|Roger R Stough (George Mason University)|
|5 May 2017 (Friday)|
|3:30 - 5:30 pm|
HKUST Business School Central, Rm 1501-02, 15/F Hong Kong Club Building, 3A Chater Road, Central
In his Distinguished Lecture, co-organized by IEMS and the HKUST Leadership and Public Policy Program (LAPP), Dr Roger Stough (George Mason University) remarks that China’s huge economic growth was built on several key advantages. His lecture, “Innovation and Development in China and the Pearl River Delta" explains how China developed rapidly by exploiting the demographic dividend, opening-up the economy and successfully imitating advanced economies.
With slowing growth rates since the 2008 global financial crisis, China has been rushing to move up the global value chain and adopt an innovation driven model. However, without a strong ability to self-innovate, China cannot sustain the rapid economic growth and achieve the societal outcomes it wants. In particular, some Chinese regions around Shanghai and the Pearl River Delta have showed limited success at indigenous innovation. According to Stough, there are ten main barriers to innovation in China. These barriers range from economic factors, such as education and investment, to civic factors such as governance, corruption and institutional factors.
Praising various innovation parks around China as well as here in Hong Kong, Stough recommends that Hong Kong pay close attention to mega-city evolution in Guangdong province. He suggests that a committee be created to investigate and oversee Hong Kong’s integration into the greater PRD economy.

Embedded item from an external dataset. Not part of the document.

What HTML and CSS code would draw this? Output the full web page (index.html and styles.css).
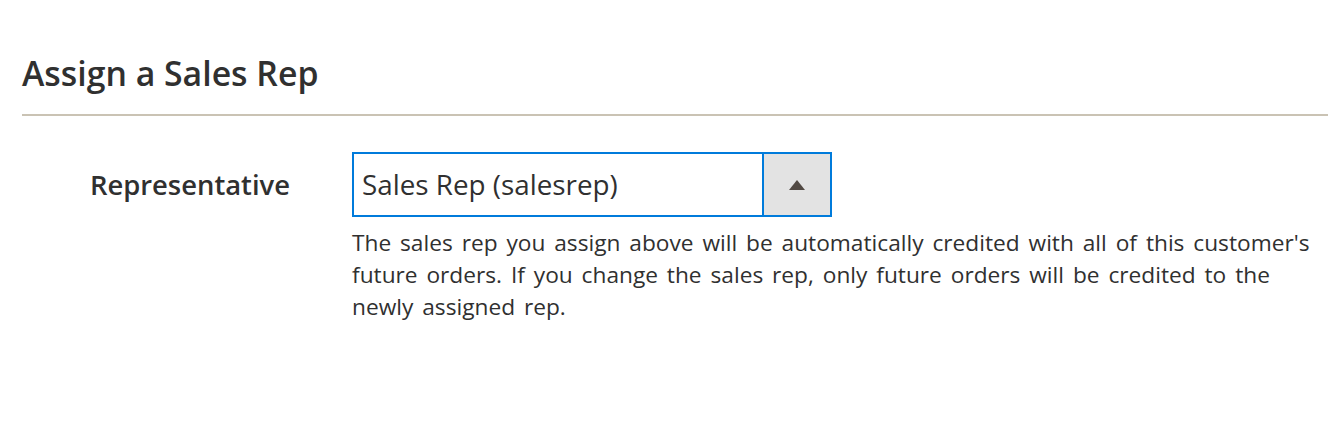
FILE: index.html
```html
<!DOCTYPE html>
<html>
<head>
<meta charset="utf-8">
<link rel="stylesheet" href="styles.css">
</head>
<body>
<section class="section">
  <h2 class="section-title">Assign a Sales Rep</h2>
  <div class="field">
    <label class="field-label" for="rep">Representative</label>
    <div class="field-control">
      <div class="select">
        <span class="select-value" id="rep">Sales Rep (salesrep)</span>
        <span class="select-button"><span class="select-arrow"></span></span>
      </div>
      <p class="field-note">The sales rep you assign above will be automatically credited with all of this customer's future orders. If you change the sales rep, only future orders will be credited to the newly assigned rep.</p>
    </div>
  </div>
</section>
</body>
</html>
```
FILE: styles.css
```css
html, body {
  margin: 0;
  padding: 0;
  background: #ffffff;
}
body {
  font-family: "Open Sans", "Liberation Sans", sans-serif;
  color: #303030;
  overflow: hidden;
}
.section {
  padding-left: 22px;
}
.section-title {
  margin: 0;
  padding-top: 50px;
  font-size: 33.8px;
  font-weight: 600;
  line-height: 46px;
  padding-bottom: 18px;
  border-bottom: 2px solid #cac3b4;
  color: #303030;
}
.field {
  display: flex;
  align-items: flex-start;
  margin-top: 36px;
}
.field-label {
  width: 268px;
  text-align: right;
  font-size: 27.4px;
  font-weight: 600;
  line-height: 65px;
  color: #303030;
}
.field-control {
  margin-left: 62px;
  flex: 1;
}
.select {
  display: flex;
  width: 480px;
  height: 65px;
  box-sizing: border-box;
  border: 2px solid #007bdb;
}
.select-value {
  flex: 1;
  padding-left: 8px;
  font-size: 27.8px;
  line-height: 61px;
  color: #303030;
}
.select-button {
  width: 66px;
  background: #e3e3e3;
  border-left: 2px solid #007bdb;
  display: flex;
  align-items: center;
  justify-content: center;
}
.select-arrow {
  width: 0;
  height: 0;
  border-left: 8px solid transparent;
  border-right: 8px solid transparent;
  border-bottom: 10px solid #514943;
}
.field-note {
  margin: 10px 0 0;
  max-width: 962px;
  font-size: 22.7px;
  word-spacing: 3px;
  line-height: 32px;
  color: #303030;
}
```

Mainland China has long (since opening up in 1979) envisioned creating an economy driven by indigenous innovation. Its experience of huge economic growth until recently has been erected on a variety of advantages: low skilled but boundless labor; opening up the economy to imports and exports; and, successfully applying imitation innovation. Despite these advantages and huge success in creating one of the largest economies in the world, the rate of growth began to slow as the 2008 global recession unfolded. Without a strong ability to self-innovate China concluded that it would not be able to sustain strong economic growth and desired societal outcomes. In the past few years there are signs that some parts of China are having some success at indigenous innovation. The evidence of this appears to be concentrated in two geographic clusters: the Shanghai region; and, the Pearl River Delta. The presentation discusses the emergence of self-innovation capacity in several innovation centers in Guangdong Province’s Lower Pearl River and how China managed its advantages while at the same time driving development through the development stages faster than any other country in the world. Achieving indigenous innovation at a high level is essential to the continued economic growth of China.
Dr Roger R Stough’s research specializations include innovation and entrepreneurship, leadership in regional economic development, economic modeling and transport analysis. He has been involved in development related research in China, Korea, India, Pakistan, Turkey and Europe. He published several hundred scholarly and professional works, 45 books (including edited volumes); with sponsored research of more than $80 million. He has supervised and participated on numerous Ph.D. dissertation committees. His students hold various university, government, think tank and corporate positions including some presidents of their organizations. Dr. Stough served as President of the Regional Science Association International (RSAI) (2007-2008) and as co-editor-in-chief of the Annals of Regional Science (ARS) 1994-2011; President of the Technopolicy Network (TPN) (2002-2013). Dr. Stough holds a BS in International Trade, Ohio State University; a MA in Economic Geography, University of South Carolina; and, a Ph.D. in Geography and Environmental Engineering, Johns Hopkins University. He holds an Honorary Doctor of Philosophy degree from Jonkoping University (Sweden).